## Aim:
Copy out the data exactly, leaving the pictures behind.

## Supplied information:
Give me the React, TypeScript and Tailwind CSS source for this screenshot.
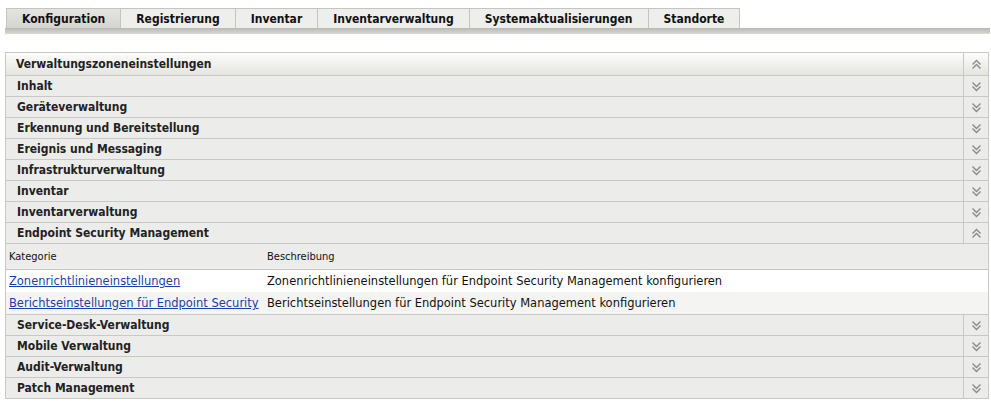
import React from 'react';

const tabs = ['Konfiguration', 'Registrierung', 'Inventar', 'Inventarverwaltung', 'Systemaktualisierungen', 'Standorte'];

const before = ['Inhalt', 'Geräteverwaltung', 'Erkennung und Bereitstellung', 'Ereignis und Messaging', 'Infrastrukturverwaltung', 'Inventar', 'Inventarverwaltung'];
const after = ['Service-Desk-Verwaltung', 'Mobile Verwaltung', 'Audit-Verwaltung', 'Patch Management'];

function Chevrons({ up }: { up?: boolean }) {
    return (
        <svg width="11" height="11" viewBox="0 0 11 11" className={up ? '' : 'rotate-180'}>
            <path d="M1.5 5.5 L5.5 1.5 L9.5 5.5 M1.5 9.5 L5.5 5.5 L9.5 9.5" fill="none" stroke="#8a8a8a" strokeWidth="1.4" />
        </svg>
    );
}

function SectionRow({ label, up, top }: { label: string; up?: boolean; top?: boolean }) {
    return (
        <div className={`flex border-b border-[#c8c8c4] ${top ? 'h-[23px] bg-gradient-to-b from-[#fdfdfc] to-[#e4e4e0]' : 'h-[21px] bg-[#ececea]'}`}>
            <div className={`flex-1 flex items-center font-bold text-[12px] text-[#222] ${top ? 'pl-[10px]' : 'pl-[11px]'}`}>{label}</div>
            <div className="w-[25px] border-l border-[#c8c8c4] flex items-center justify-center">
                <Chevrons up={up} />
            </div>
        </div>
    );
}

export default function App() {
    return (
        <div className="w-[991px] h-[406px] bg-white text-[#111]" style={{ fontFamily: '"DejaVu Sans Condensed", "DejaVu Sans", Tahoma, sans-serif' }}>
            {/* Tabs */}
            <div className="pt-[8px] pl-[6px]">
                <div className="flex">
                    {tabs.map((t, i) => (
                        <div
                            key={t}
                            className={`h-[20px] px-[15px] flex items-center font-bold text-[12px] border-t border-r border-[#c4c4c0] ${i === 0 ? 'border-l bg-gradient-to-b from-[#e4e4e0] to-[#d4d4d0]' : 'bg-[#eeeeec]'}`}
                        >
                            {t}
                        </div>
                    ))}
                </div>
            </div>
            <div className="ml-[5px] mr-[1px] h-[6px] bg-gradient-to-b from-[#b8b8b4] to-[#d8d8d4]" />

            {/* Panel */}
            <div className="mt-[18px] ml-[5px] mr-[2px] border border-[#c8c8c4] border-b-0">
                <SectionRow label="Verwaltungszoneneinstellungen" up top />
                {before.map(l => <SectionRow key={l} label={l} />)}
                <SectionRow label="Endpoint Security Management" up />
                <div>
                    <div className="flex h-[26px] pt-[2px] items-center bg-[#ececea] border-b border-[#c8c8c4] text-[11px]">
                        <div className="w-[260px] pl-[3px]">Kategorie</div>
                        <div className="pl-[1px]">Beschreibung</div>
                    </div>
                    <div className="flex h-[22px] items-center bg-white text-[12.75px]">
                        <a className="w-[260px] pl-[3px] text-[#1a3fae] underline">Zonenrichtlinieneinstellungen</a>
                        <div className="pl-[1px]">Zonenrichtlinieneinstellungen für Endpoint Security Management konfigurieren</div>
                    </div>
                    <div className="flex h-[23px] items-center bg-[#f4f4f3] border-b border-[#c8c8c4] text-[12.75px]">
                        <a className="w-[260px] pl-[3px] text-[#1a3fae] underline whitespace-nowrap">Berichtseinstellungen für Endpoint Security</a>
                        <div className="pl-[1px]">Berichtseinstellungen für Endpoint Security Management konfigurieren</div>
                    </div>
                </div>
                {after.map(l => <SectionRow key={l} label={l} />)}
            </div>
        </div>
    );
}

## Solution to this exercise:
Give me the React, TypeScript and Tailwind CSS source for this screenshot.
import React from 'react';

const tabs = ['Konfiguration', 'Registrierung', 'Inventar', 'Inventarverwaltung', 'Systemaktualisierungen', 'Standorte'];

const before = ['Inhalt', 'Geräteverwaltung', 'Erkennung und Bereitstellung', 'Ereignis und Messaging', 'Infrastrukturverwaltung', 'Inventar', 'Inventarverwaltung'];
const after = ['Service-Desk-Verwaltung', 'Mobile Verwaltung', 'Audit-Verwaltung', 'Patch Management'];

function Chevrons({ up }: { up?: boolean }) {
    return (
        <svg width="11" height="11" viewBox="0 0 11 11" className={up ? '' : 'rotate-180'}>
            <path d="M1.5 5.5 L5.5 1.5 L9.5 5.5 M1.5 9.5 L5.5 5.5 L9.5 9.5" fill="none" stroke="#8a8a8a" strokeWidth="1.4" />
        </svg>
    );
}

function SectionRow({ label, up, top }: { label: string; up?: boolean; top?: boolean }) {
    return (
        <div className={`flex border-b border-[#c8c8c4] ${top ? 'h-[23px] bg-gradient-to-b from-[#fdfdfc] to-[#e4e4e0]' : 'h-[21px] bg-[#ececea]'}`}>
            <div className={`flex-1 flex items-center font-bold text-[12px] text-[#222] ${top ? 'pl-[10px]' : 'pl-[11px]'}`}>{label}</div>
            <div className="w-[25px] border-l border-[#c8c8c4] flex items-center justify-center">
                <Chevrons up={up} />
            </div>
        </div>
    );
}

export default function App() {
    return (
        <div className="w-[991px] h-[406px] bg-white text-[#111]" style={{ fontFamily: '"DejaVu Sans Condensed", "DejaVu Sans", Tahoma, sans-serif' }}>
            {/* Tabs */}
            <div className="pt-[8px] pl-[6px]">
                <div className="flex">
                    {tabs.map((t, i) => (
                        <div
                            key={t}
                            className={`h-[20px] px-[15px] flex items-center font-bold text-[12px] border-t border-r border-[#c4c4c0] ${i === 0 ? 'border-l bg-gradient-to-b from-[#e4e4e0] to-[#d4d4d0]' : 'bg-[#eeeeec]'}`}
                        >
                            {t}
                        </div>
                    ))}
                </div>
            </div>
            <div className="ml-[5px] mr-[1px] h-[6px] bg-gradient-to-b from-[#b8b8b4] to-[#d8d8d4]" />

            {/* Panel */}
            <div className="mt-[18px] ml-[5px] mr-[2px] border border-[#c8c8c4] border-b-0">
                <SectionRow label="Verwaltungszoneneinstellungen" up top />
                {before.map(l => <SectionRow key={l} label={l} />)}
                <SectionRow label="Endpoint Security Management" up />
                <div>
                    <div className="flex h-[26px] pt-[2px] items-center bg-[#ececea] border-b border-[#c8c8c4] text-[11px]">
                        <div className="w-[260px] pl-[3px]">Kategorie</div>
                        <div className="pl-[1px]">Beschreibung</div>
                    </div>
                    <div className="flex h-[22px] items-center bg-white text-[12.75px]">
                        <a className="w-[260px] pl-[3px] text-[#1a3fae] underline">Zonenrichtlinieneinstellungen</a>
                        <div className="pl-[1px]">Zonenrichtlinieneinstellungen für Endpoint Security Management konfigurieren</div>
                    </div>
                    <div className="flex h-[23px] items-center bg-[#f4f4f3] border-b border-[#c8c8c4] text-[12.75px]">
                        <a className="w-[260px] pl-[3px] text-[#1a3fae] underline whitespace-nowrap">Berichtseinstellungen für Endpoint Security</a>
                        <div className="pl-[1px]">Berichtseinstellungen für Endpoint Security Management konfigurieren</div>
                    </div>
                </div>
                {after.map(l => <SectionRow key={l} label={l} />)}
            </div>
        </div>
    );
}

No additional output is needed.